Think about the comfort factor. A hire bike is not your bike and hasn’t been bought to suit you individually. This might mean that it is not as comfortable as your own bike. You could take your bike seat and pedals with you so you have a few home comforts on a hire bike.
Sometimes hire costs more. To hire a bike that is the equivalent of your beautiful carbon racer or full suspension mountain bike may well cost more than the carriage on a plane.
Hiring an bike can be inconvenient. You might need to locate and travel to a bike hire shop from your hotel, which can add cost and hassle to the start (and end) of a holiday.
Some hire bikes are unattractively big and solid. Many hire places will purchase bikes that they know will withstand the test of time and use. This can mean that these bikes are more solid and heavier weight. While this is good for the hire company it might not be so good for your cycling holiday.
You have no idea what standard of bike you are hiring. Looking on a website or in a brochure at the bike you have hired it’s impossible to know if it’s good, bad or ugly. I have heard both sides of the story: Great hire bikes and woeful hire bikes. (With Macs adventure you have the advantage of recommended bike hire so that should easy the anxiety.)

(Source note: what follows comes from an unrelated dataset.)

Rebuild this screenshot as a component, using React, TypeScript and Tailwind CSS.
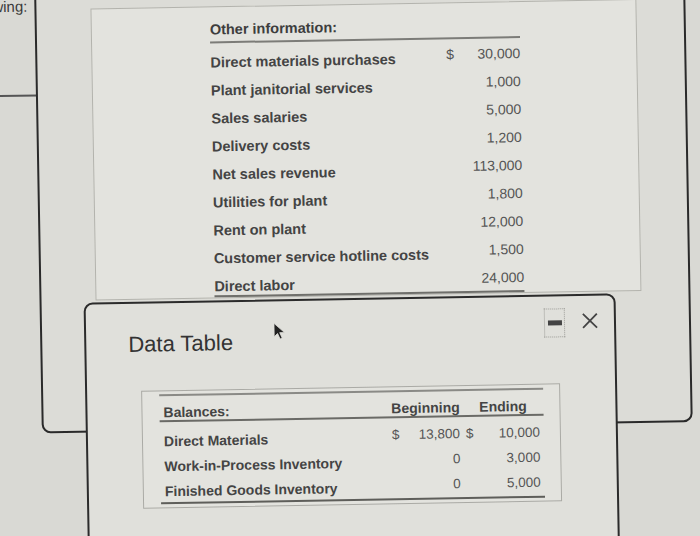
import React from "react";

const otherInfo = [
  { label: "Direct materials purchases", dollar: true, value: "30,000" },
  { label: "Plant janitorial services", value: "1,000" },
  { label: "Sales salaries", value: "5,000" },
  { label: "Delivery costs", value: "1,200" },
  { label: "Net sales revenue", value: "113,000" },
  { label: "Utilities for plant", value: "1,800" },
  { label: "Rent on plant", value: "12,000" },
  { label: "Customer service hotline costs", value: "1,500" },
  { label: "Direct labor", value: "24,000" },
];

const balances = [
  { label: "Direct Materials", begin: "13,800", end: "10,000", dollar: true },
  { label: "Work-in-Process Inventory", begin: "0", end: "3,000" },
  { label: "Finished Goods Inventory", begin: "0", end: "5,000" },
];

const App: React.FC = () => {
  return (
    <div className="w-[700px] h-[536px] overflow-hidden bg-[#d9d9d4] font-['Liberation_Sans',Arial,sans-serif]">
      <div className="relative w-[700px] h-[536px] -rotate-1">
        {/* cut-off text of the page behind */}
        <div className="absolute right-[668px] top-[-8px] text-[15px] leading-[18px] text-[#3a3a3a] whitespace-nowrap">
          the following:
        </div>
        <div className="absolute left-[-10px] top-[89px] w-[50px] h-[1.5px] bg-[#555]" />

        {/* back window */}
        <div className="absolute left-[39px] top-[-20px] w-[651px] h-[448px] border-2 border-[#2a2a2a] rounded-b-[9px] bg-[#dcdcd7]">
          <div className="ml-[54px] mt-[22px] w-[546px] h-[292px] border border-[#b3b3ad] bg-[#e3e3de]">
            <div className="pl-[118px] pt-[10px] w-[428px]">
              <div className="h-[22px] flex items-center text-[14.5px] font-bold text-[#3d3d3d]">
                <span className="mt-[3px]">Other information:</span>
              </div>
              <div className="mt-[2px] w-[310px] h-[2px] bg-[#7c7c78]" />
              <div className="mt-[1px] w-[310px]">
                {otherInfo.map((row) => (
                  <div
                    key={row.label}
                    className="h-[28px] grid grid-cols-[236px_8px_66px] items-center"
                  >
                    <span className="mt-[8px] text-[14.5px] font-bold text-[#444] whitespace-nowrap">
                      {row.label}
                    </span>
                    <span className="text-[14px] text-[#555]">
                      {row.dollar ? "$" : ""}
                    </span>
                    <span className="text-[14px] text-[#555] text-right">
                      {row.value}
                    </span>
                  </div>
                ))}
              </div>
              <div className="-mt-[1px] w-[310px] h-[2px] bg-[#6f6f6b]" />
            </div>
          </div>
        </div>

        {/* Data Table modal */}
        <div className="absolute left-[83px] top-[298px] w-[532px] h-[260px] border-2 border-[#2b2b2b] rounded-t-[9px] bg-[#e0e0db]">
          <div className="flex justify-between items-start pt-[12px] pl-[42px] pr-[15px]">
            <div className="mt-[15px] text-[22px] leading-[28px] text-[#333]">
              Data Table
            </div>
            <div className="flex items-start gap-[16px]">
              <div className="w-[21px] h-[29px] border border-dotted border-[#9c9c97] flex items-center justify-center">
                <div className="w-[14px] h-[5px] bg-[#444]" />
              </div>
              <svg className="mt-[4px]" width="18" height="18" viewBox="0 0 18 18">
                <path d="M2 2 L16 16 M16 2 L2 16" stroke="#444" strokeWidth="1.8" fill="none" />
              </svg>
            </div>
          </div>

          <div className="ml-[54px] mt-[32px] w-[419px] border border-[#aaaaa5] bg-[#e3e3de] pt-[3px] pl-[17px] pb-[3px]">
            <div className="w-[384px]">
              <div className="h-[2px] bg-[#8a8a86]" />
              <div className="h-[24px] grid grid-cols-[229px_74px_81px] items-end text-[14px] leading-[16px] font-bold text-[#444]">
                <span className="pl-[4px]">Balances:</span>
                <span className="text-center">Beginning</span>
                <span className="text-center">Ending</span>
              </div>
              <div className="h-[2px] bg-[#6a6a66]" />
              <div className="pt-[5px]">
                {balances.map((row) => (
                  <div
                    key={row.label}
                    className="h-[25px] grid grid-cols-[229px_74px_81px] items-center"
                  >
                    <span className="mt-[4px] pl-[4px] text-[14px] font-bold text-[#444] whitespace-nowrap">
                      {row.label}
                    </span>
                    <span className="flex justify-between pl-[3px] pr-[3px] text-[13.5px] text-[#555]">
                      <span>{row.dollar ? "$" : ""}</span>
                      <span>{row.begin}</span>
                    </span>
                    <span className="flex justify-between pl-[3px] pr-[4px] text-[13.5px] text-[#555]">
                      <span>{row.dollar ? "$" : ""}</span>
                      <span>{row.end}</span>
                    </span>
                  </div>
                ))}
              </div>
              <div className="h-[2px] bg-[#5e5e5a]" />
            </div>
          </div>

          {/* mouse pointer */}
          <svg
            className="absolute left-[187px] top-[21px]"
            width="13"
            height="18"
            viewBox="0 0 13 18"
          >
            <path d="M1 1 L1 14.5 L4.4 11.2 L6.9 16.8 L9 15.9 L6.6 10.4 L11.4 10.4 Z" fill="#222" stroke="#e0e0db" strokeWidth="0.8" />
          </svg>
        </div>
      </div>
    </div>
  );
};

export default App;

Check the cost of hire versus plane carriage.
Check the bike hire spec (ask lots of questions about bike sizes, ranges, gearing, seats etc).
Learn how to pack your bike in a bike bag or box. Look on YouTube for helpful videos.

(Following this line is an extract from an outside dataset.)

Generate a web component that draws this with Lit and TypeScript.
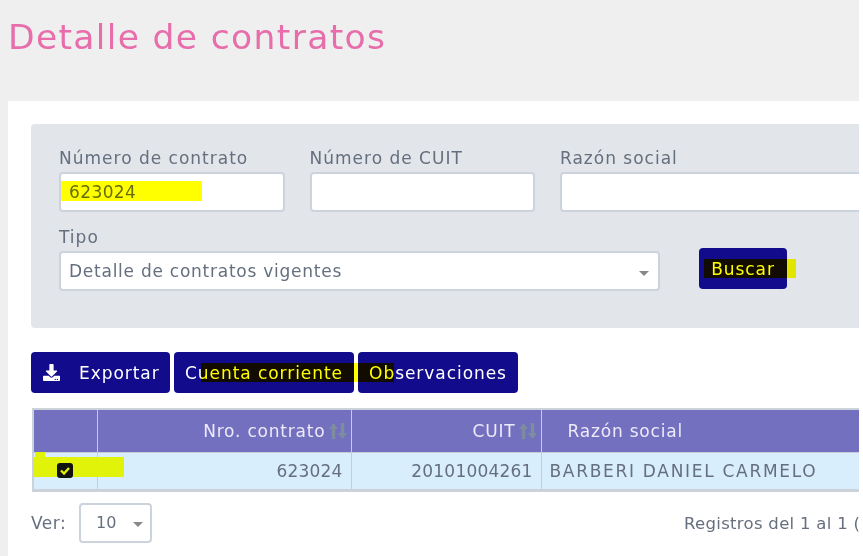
import { LitElement, css, html } from 'lit';
import { customElement } from 'lit/decorators.js';

@customElement('app-root')
export class AppRoot extends LitElement {
  static styles = css`
    :host {
      display: block;
      width: 863px;
      height: 556px;
      overflow: hidden;
      background: #fff;
      font-family: 'DejaVu Sans', sans-serif;
      font-size: 17px;
      letter-spacing: 1px;
      color: #656f7e;
    }
    .page {
      position: relative;
      width: 859px;
      height: 556px;
      overflow: hidden;
      background: #efefef;
      filter: blur(0.4px);
    }
    h1 {
      margin: 0;
      height: 101px;
      box-sizing: border-box;
      padding: 15px 0 0 8px;
      font-size: 34.5px;
      line-height: 44px;
      letter-spacing: 1.35px;
      font-weight: 400;
      color: #e76dab;
    }
    .card {
      margin-left: 8px;
      height: 455px;
      box-sizing: border-box;
      padding: 23px 0 0 23px;
      background: #fff;
      width: 900px;
    }
    .filters {
      box-sizing: border-box;
      width: 900px;
      height: 204px;
      padding: 24px 0 0 28px;
      background: #e2e5ea;
      border-radius: 4px;
    }
    .row {
      display: flex;
      gap: 25px;
    }
    .row + .row {
      margin-top: 15px;
      align-items: flex-start;
      gap: 39px;
    }
    label {
      display: block;
      line-height: 20px;
      margin-bottom: 4px;
    }
    input,
    .select {
      display: block;
      box-sizing: border-box;
      height: 40px;
      border: 2px solid #ccd3dc;
      border-radius: 4px;
      background: #fff;
      font: inherit;
      letter-spacing: 0.4px;
      color: #656f7e;
      outline: none;
    }
    input {
      width: 225.5px;
      padding: 0 8px;
    }
    .wide {
      width: 400px;
    }
    .select {
      position: relative;
      width: 601px;
      padding: 0 8px;
      line-height: 36px;
      letter-spacing: 0.75px;
    }
    .arrow {
      position: absolute;
      right: 9px;
      top: 18px;
      width: 0;
      height: 0;
      border-left: 5px solid transparent;
      border-right: 5px solid transparent;
      border-top: 5px solid #888;
    }
    button {
      box-sizing: border-box;
      height: 41px;
      border: 0;
      border-radius: 4px;
      background: #120c8c;
      color: #fff;
      font: inherit;
      letter-spacing: 0.95px;
      padding: 0;
    }
    .search {
      width: 88px;
      margin-top: 21px;
    }
    .actions {
      display: flex;
      gap: 4px;
      margin-top: 24px;
    }
    .export {
      width: 139px;
      display: flex;
      align-items: center;
      gap: 19px;
      padding-left: 12px;
    }
    .export svg {
      width: 17px;
      height: 17px;
      fill: #fff;
    }
    .account {
      width: 180px;
    }
    .notes {
      width: 160px;
    }
    table {
      margin: 15px 0 0 1px;
      border-collapse: collapse;
      table-layout: fixed;
      width: 860px;
      border: 2px solid #ccd2da;
      border-bottom-width: 3px;
    }
    th {
      height: 42px;
      padding: 0 8px;
      background: #7470c0;
      color: #eceaf8;
      font-weight: 400;
      letter-spacing: 0.8px;
      text-align: right;
      border-right: 1px solid #c9cbd6;
      border-bottom: 1px solid #c9cbd6;
      white-space: nowrap;
    }
    th svg {
      width: 18px;
      height: 16px;
      vertical-align: -2px;
      margin-left: 3px;
      margin-right: -4px;
    }
    td {
      height: 36px;
      padding: 0 8px;
      background: #d9eefc;
      text-align: right;
      letter-spacing: 0.2px;
      border-right: 1px solid #c9cbd6;
      white-space: nowrap;
    }
    td.name {
      text-align: left;
      letter-spacing: 1.7px;
    }
    th.name {
      text-align: left;
      padding-left: 26px;
    }
    .check {
      text-align: center;
      padding: 0;
    }
    .box {
      position: relative;
      z-index: 2;
      top: -2px;
      display: inline-flex;
      vertical-align: middle;
      width: 16px;
      height: 15px;
      background: #111;
      border-radius: 3px;
    }
    .box svg {
      width: 16px;
      height: 15px;
    }
    .pager {
      display: flex;
      align-items: center;
      margin-top: 11px;
      width: 828px;
    }
    .ver {
      width: 48px;
      letter-spacing: 0.5px;
    }
    .size {
      position: relative;
      box-sizing: border-box;
      width: 73px;
      height: 40px;
      padding-left: 15px;
      border: 2px solid #ccd3dc;
      border-radius: 4px;
      font-size: 16px;
      letter-spacing: 0;
      line-height: 36px;
    }
    .size .arrow {
      right: 7px;
      top: 17px;
    }
    .info {
      margin-left: auto;
      width: 175px;
      font-size: 16.5px;
      letter-spacing: 0.3px;
      white-space: nowrap;
      overflow: hidden;
    }
    .mark {
      position: absolute;
      mix-blend-mode: multiply;
      background: #e2f000;
    }
    .mark.bright {
      background: #ffff00;
    }
    .mark.flat {
      mix-blend-mode: normal;
      background: rgba(226, 242, 0, 0.96);
    }
  `;

  render() {
    return html`
      <div class="page">
        <h1>Detalle de contratos</h1>
        <div class="card">
          <div class="filters">
            <div class="row">
              <div><label>Número de contrato</label><input value="623024" /></div>
              <div><label>Número de CUIT</label><input /></div>
              <div><label>Razón social</label><input class="wide" /></div>
            </div>
            <div class="row">
              <div>
                <label>Tipo</label>
                <div class="select">Detalle de contratos vigentes<span class="arrow"></span></div>
              </div>
              <button class="search">Buscar</button>
            </div>
          </div>
          <div class="actions">
            <button class="export">
              <svg viewBox="0 0 512 512">
                <path d="M216 0h80c13.3 0 24 10.7 24 24v168h87.7c17.8 0 26.7 21.5 14.1 34.1L269.7 378.3c-7.5 7.5-19.8 7.5-27.3 0L90.1 226.1c-12.6-12.6-3.7-34.1 14.1-34.1H192V24c0-13.3 10.7-24 24-24zm296 376v112c0 13.3-10.7 24-24 24H24c-13.3 0-24-10.7-24-24V376c0-13.3 10.7-24 24-24h146.7l49 49c20.1 20.1 52.5 20.1 72.6 0l49-49H488c13.3 0 24 10.7 24 24zm-124 88c0-11-9-20-20-20s-20 9-20 20 9 20 20 20 20-9 20-20zm64 0c0-11-9-20-20-20s-20 9-20 20 9 20 20 20 20-9 20-20z"></path>
              </svg>
              Exportar
            </button>
            <button class="account">Cuenta corriente</button>
            <button class="notes">Observaciones</button>
          </div>
          <table>
            <colgroup>
              <col style="width: 64px" />
              <col style="width: 254px" />
              <col style="width: 190px" />
              <col />
            </colgroup>
            <tr>
              <th></th>
              <th>Nro. contrato${this.sortIcon()}</th>
              <th>CUIT${this.sortIcon()}</th>
              <th class="name">Razón social</th>
            </tr>
            <tr>
              <td class="check">
                <span class="box">
                  <svg viewBox="0 0 16 15">
                    <path d="M4 7.5l3 3 5-5.5" fill="none" stroke="#e4f000" stroke-width="2.4"></path>
                  </svg>
                </span>
              </td>
              <td>623024</td>
              <td>20101004261</td>
              <td class="name">BARBERI DANIEL CARMELO</td>
            </tr>
          </table>
          <div class="pager">
            <span class="ver">Ver:</span>
            <div class="size">10<span class="arrow"></span></div>
            <span class="info">Registros del 1 al 1 (</span>
          </div>
        </div>
        <div class="mark bright" style="left:61px;top:181px;width:141px;height:20px"></div>
        <div class="mark bright" style="left:704px;top:259px;width:92px;height:19px"></div>
        <div class="mark bright" style="left:201px;top:363px;width:193px;height:19px"></div>
        <div class="mark flat" style="left:34px;top:457px;width:90px;height:20px"></div>
        <div class="mark flat" style="left:35px;top:452px;width:10px;height:5px"></div>
      </div>
    `;
  }

  sortIcon() {
    return html`<svg viewBox="0 0 18 16">
      <path d="M4.5 0L9 6H6.2v10H2.8V6H0zM13.5 16L9 10h2.8V0h3.4v10H18z" fill="#7d8c9e"></path>
    </svg>`;
  }
}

Look into the advantages and disadvantages of a soft bike bag versus a hard bike box (or even a cardboard box).
Don’t let someone else dissemble your bike for packing. You need to know how to put it back together again so it’s important you do this yourself.
Don’t forget spanners and Allen keys.
Check the route and terrain of your cycling holiday to ensure you are taking/hiring the right bike
If you plan to hire a bike, take your own bike seat, pedals, cycling shoes and helmet so you can fit these components for extra comfort.
Ask for recommendations for bike hire or book with a trusted cycle holiday tour company.